§ EXERCISE
The lines to reproduce run from the first one through the line containing "const compensationOptions = ['Повышенная". Reproduce them exactly.

§ GIVEN INFORMATION

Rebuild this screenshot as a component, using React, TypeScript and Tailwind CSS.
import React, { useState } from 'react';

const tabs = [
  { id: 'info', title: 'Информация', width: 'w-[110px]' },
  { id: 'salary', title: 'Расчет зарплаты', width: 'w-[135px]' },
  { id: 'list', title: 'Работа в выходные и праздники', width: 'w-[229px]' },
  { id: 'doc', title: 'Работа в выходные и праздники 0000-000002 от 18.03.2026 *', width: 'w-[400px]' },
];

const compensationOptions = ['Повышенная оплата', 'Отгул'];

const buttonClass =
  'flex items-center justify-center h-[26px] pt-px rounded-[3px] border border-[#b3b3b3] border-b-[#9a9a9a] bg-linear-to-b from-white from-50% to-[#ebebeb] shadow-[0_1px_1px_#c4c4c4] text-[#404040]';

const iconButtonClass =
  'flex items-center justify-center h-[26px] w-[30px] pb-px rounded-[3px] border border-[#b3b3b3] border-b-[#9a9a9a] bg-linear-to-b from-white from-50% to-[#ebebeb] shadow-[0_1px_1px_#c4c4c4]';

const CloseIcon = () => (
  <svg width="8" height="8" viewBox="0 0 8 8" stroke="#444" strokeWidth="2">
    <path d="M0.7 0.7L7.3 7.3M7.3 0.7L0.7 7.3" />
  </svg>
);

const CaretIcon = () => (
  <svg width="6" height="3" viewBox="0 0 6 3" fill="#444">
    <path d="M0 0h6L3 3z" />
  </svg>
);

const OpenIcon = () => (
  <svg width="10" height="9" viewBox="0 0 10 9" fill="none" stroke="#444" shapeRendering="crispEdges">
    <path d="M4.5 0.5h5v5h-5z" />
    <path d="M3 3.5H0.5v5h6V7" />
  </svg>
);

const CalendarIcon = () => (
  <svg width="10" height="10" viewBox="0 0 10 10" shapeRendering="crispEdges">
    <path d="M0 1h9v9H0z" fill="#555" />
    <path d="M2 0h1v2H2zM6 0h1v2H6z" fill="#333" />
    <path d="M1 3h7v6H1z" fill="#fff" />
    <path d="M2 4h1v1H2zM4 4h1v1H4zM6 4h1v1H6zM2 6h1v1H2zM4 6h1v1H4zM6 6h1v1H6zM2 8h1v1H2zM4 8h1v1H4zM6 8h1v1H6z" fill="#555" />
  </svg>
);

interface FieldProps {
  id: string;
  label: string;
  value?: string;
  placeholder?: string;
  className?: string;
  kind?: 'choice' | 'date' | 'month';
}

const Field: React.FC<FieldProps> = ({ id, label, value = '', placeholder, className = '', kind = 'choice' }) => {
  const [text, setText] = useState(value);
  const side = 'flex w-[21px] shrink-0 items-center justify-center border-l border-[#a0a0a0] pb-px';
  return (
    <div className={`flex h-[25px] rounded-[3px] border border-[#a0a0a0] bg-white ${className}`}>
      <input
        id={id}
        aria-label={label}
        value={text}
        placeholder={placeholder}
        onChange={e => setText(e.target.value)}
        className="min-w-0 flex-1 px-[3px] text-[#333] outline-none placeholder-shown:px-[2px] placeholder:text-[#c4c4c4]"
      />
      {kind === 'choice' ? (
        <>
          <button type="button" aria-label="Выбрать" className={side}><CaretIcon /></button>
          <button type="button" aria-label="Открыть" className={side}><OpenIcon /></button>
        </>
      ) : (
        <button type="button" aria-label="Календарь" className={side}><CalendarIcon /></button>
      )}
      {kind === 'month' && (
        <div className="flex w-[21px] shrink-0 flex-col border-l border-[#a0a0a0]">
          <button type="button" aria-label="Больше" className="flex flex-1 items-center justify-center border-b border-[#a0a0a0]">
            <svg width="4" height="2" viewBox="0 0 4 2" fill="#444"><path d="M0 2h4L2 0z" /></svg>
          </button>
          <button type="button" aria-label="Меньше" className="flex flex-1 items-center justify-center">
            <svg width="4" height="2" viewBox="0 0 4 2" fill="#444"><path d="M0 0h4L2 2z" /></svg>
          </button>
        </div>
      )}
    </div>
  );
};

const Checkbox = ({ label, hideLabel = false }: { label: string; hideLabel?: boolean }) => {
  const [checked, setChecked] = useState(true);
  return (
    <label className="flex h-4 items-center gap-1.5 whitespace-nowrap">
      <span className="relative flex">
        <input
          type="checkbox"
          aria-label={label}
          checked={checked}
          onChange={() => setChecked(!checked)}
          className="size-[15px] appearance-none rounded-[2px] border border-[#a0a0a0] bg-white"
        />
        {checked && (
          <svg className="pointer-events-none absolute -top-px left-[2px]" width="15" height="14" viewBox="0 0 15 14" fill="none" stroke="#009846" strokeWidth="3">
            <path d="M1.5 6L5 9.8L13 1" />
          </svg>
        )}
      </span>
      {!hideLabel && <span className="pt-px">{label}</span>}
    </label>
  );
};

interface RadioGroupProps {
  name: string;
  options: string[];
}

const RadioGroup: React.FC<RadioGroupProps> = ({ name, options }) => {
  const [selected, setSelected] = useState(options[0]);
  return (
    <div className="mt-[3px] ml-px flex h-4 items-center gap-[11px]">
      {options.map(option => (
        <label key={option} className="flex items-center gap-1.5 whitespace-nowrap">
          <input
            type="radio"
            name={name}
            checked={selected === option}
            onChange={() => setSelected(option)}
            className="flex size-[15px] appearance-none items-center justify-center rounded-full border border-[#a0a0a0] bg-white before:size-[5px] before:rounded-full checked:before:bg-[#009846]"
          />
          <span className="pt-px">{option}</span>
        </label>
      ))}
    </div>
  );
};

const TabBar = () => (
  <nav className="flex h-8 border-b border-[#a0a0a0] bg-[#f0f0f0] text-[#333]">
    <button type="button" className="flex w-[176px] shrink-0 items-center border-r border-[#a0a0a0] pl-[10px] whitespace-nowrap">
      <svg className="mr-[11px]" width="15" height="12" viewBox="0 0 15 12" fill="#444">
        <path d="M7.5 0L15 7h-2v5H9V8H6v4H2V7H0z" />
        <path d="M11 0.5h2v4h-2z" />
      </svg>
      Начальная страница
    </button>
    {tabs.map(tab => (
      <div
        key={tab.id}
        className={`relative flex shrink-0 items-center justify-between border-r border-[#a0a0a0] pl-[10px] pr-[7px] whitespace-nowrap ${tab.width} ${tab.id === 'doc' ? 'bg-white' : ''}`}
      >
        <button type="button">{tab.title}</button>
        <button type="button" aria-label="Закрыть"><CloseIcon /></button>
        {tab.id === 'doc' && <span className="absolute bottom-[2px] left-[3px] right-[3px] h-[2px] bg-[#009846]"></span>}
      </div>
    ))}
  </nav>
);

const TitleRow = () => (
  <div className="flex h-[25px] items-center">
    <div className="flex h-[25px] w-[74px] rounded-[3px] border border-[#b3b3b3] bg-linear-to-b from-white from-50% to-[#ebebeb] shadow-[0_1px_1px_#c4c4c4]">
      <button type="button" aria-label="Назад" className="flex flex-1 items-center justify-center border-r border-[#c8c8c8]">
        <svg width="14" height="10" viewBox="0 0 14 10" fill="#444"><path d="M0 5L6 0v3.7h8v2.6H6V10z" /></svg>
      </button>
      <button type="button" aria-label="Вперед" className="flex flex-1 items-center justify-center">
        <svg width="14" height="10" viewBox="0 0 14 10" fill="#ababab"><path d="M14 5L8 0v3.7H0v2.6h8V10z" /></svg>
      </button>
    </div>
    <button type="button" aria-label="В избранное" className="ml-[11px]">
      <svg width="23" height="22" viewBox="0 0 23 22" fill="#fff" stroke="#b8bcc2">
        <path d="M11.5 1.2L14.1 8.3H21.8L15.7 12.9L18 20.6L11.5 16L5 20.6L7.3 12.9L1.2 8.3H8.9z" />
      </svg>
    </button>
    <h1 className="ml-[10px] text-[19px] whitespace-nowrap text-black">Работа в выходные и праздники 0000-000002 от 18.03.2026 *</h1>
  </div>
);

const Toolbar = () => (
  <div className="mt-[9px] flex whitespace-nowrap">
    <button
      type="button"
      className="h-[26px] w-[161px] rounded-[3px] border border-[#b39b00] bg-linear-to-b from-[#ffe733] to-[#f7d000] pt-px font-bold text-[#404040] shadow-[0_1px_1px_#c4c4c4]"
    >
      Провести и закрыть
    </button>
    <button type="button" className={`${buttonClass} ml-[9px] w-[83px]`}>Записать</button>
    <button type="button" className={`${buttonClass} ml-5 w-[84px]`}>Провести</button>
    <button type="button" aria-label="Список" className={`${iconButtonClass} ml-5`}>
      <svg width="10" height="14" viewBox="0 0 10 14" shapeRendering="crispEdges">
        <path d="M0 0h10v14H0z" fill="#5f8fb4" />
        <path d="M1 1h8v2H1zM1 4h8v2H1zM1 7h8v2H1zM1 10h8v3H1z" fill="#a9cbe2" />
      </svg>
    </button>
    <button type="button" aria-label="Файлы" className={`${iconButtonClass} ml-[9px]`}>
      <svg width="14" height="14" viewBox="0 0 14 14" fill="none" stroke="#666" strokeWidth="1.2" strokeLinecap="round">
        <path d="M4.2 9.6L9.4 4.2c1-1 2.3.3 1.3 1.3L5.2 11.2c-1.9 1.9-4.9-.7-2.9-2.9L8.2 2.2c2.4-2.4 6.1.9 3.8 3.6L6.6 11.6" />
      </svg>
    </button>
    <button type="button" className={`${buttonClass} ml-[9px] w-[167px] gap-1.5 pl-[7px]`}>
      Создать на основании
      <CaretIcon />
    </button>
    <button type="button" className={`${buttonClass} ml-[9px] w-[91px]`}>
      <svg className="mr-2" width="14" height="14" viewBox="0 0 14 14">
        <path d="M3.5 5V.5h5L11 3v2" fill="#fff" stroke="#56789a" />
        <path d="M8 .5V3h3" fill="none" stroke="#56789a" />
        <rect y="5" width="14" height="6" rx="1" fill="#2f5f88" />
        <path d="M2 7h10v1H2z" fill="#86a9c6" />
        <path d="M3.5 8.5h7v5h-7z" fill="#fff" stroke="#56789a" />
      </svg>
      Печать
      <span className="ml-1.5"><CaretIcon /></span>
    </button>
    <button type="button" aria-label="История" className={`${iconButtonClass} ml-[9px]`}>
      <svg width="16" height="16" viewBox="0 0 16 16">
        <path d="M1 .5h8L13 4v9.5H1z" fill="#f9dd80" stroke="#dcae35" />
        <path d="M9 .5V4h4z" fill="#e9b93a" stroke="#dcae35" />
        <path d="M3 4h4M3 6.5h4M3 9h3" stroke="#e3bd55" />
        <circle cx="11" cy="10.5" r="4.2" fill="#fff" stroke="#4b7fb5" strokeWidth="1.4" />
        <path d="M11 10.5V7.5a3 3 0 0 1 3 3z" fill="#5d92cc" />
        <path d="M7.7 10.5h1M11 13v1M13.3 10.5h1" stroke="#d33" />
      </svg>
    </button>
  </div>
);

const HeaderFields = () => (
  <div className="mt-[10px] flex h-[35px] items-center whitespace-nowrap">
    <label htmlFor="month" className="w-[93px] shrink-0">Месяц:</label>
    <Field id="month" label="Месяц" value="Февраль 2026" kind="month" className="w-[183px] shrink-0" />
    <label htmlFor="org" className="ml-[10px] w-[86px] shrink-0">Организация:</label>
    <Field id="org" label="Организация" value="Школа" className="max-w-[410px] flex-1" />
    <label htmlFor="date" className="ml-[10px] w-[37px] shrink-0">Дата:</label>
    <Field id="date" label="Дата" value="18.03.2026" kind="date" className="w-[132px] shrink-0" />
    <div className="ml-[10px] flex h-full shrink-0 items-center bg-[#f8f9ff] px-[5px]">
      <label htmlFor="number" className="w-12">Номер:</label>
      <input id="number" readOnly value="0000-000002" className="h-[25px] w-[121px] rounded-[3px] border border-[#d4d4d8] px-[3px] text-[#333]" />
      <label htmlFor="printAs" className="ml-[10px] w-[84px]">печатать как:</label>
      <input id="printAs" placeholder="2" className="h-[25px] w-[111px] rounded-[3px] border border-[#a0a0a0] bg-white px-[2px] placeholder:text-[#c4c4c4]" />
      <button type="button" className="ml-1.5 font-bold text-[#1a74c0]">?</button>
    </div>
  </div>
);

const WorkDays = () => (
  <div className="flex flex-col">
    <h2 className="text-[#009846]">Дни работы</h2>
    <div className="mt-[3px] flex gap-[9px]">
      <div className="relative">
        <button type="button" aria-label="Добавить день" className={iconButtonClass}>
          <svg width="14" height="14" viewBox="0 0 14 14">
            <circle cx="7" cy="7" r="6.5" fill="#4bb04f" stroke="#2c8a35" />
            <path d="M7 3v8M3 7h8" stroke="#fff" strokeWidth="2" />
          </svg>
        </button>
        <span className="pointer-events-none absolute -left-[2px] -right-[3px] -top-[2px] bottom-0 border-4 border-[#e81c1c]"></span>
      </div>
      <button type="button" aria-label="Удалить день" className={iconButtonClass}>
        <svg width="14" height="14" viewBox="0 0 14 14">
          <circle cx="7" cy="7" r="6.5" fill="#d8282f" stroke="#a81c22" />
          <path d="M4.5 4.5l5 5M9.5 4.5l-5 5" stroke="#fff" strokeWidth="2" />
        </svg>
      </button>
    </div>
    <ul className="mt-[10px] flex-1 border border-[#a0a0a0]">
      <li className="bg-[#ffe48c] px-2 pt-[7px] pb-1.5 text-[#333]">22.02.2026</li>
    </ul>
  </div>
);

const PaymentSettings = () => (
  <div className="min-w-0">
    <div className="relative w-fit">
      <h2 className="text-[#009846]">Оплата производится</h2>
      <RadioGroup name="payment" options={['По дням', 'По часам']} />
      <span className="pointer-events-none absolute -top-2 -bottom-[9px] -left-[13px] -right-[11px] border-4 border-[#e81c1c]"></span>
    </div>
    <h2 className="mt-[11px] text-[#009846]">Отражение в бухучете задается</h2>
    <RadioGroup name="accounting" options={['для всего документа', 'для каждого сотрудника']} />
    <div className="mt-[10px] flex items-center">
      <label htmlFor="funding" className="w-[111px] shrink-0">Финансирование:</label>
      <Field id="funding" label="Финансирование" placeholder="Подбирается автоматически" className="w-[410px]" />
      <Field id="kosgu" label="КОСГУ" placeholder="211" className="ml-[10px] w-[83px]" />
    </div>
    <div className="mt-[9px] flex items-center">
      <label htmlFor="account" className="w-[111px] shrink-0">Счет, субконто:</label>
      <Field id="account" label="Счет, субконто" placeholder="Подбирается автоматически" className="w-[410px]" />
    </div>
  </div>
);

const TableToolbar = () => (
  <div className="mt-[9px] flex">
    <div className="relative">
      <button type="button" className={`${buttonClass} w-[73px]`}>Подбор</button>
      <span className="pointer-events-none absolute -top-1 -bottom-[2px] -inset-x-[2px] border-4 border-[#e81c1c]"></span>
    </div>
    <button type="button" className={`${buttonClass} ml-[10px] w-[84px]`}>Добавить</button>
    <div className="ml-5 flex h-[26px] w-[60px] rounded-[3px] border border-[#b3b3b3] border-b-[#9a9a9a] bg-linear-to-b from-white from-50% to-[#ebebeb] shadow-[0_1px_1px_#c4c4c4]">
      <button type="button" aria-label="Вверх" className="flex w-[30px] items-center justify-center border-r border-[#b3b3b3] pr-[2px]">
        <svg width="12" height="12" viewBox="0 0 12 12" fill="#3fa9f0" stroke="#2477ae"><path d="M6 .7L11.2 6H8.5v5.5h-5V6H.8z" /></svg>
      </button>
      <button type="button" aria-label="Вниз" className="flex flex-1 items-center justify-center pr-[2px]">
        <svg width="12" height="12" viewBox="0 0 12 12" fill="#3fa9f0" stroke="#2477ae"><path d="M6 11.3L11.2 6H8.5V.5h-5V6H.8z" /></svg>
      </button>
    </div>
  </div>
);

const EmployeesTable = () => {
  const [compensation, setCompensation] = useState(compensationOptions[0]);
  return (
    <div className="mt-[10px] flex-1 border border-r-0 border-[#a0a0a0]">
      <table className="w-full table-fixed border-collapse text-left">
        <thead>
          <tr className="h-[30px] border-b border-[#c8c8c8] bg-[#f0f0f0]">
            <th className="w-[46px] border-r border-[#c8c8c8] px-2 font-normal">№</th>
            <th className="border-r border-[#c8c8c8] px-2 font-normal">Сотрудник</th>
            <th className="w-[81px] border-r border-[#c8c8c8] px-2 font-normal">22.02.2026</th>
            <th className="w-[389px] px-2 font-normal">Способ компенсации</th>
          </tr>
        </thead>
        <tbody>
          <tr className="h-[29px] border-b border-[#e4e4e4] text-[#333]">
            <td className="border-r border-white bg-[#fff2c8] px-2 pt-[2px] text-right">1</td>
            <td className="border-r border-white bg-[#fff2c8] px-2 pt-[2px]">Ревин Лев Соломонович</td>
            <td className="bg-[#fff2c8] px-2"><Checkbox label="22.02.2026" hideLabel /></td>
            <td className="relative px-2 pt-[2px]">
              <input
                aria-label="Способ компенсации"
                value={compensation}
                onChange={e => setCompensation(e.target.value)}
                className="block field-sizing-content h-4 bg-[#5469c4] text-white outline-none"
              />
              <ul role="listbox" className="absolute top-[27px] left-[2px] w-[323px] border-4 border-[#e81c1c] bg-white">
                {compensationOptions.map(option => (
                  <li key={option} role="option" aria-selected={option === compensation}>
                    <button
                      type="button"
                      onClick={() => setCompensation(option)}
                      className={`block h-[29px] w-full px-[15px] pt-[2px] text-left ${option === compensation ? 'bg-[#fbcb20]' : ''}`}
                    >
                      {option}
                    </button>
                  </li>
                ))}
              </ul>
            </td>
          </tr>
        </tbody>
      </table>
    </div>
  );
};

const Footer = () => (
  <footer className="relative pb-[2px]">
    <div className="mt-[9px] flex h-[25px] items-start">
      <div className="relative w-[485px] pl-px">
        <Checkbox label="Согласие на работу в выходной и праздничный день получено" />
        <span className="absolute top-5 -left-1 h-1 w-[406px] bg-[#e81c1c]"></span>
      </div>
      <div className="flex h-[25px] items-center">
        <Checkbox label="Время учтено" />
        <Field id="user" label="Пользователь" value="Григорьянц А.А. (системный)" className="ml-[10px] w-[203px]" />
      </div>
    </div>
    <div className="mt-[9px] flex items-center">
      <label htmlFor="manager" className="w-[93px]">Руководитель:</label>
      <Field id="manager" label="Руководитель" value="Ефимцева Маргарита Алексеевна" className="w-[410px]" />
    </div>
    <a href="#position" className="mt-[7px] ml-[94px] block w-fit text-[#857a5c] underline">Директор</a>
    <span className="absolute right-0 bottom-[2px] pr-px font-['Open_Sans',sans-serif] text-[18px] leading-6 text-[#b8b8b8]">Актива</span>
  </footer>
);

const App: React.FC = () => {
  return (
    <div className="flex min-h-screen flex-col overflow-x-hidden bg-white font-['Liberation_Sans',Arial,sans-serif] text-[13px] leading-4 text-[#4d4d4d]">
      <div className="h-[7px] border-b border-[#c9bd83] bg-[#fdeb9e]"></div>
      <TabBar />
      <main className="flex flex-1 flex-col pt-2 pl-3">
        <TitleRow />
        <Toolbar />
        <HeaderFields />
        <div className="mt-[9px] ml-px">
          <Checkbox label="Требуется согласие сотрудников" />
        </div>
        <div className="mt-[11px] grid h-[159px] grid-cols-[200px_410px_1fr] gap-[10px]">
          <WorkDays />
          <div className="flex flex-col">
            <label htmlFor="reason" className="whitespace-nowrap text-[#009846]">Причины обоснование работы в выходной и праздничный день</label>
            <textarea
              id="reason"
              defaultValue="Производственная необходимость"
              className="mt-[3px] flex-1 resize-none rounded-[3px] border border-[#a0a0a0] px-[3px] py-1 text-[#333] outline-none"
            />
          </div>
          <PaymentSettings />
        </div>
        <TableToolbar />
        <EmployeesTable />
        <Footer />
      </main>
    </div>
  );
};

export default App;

§ SOLUTION FOR THIS PROBLEM
Rebuild this screenshot as a component, using React, TypeScript and Tailwind CSS.
import React, { useState } from 'react';

const tabs = [
  { id: 'info', title: 'Информация', width: 'w-[110px]' },
  { id: 'salary', title: 'Расчет зарплаты', width: 'w-[135px]' },
  { id: 'list', title: 'Работа в выходные и праздники', width: 'w-[229px]' },
  { id: 'doc', title: 'Работа в выходные и праздники 0000-000002 от 18.03.2026 *', width: 'w-[400px]' },
];

const compensationOptions = ['Повышенная оплата', 'Отгул'];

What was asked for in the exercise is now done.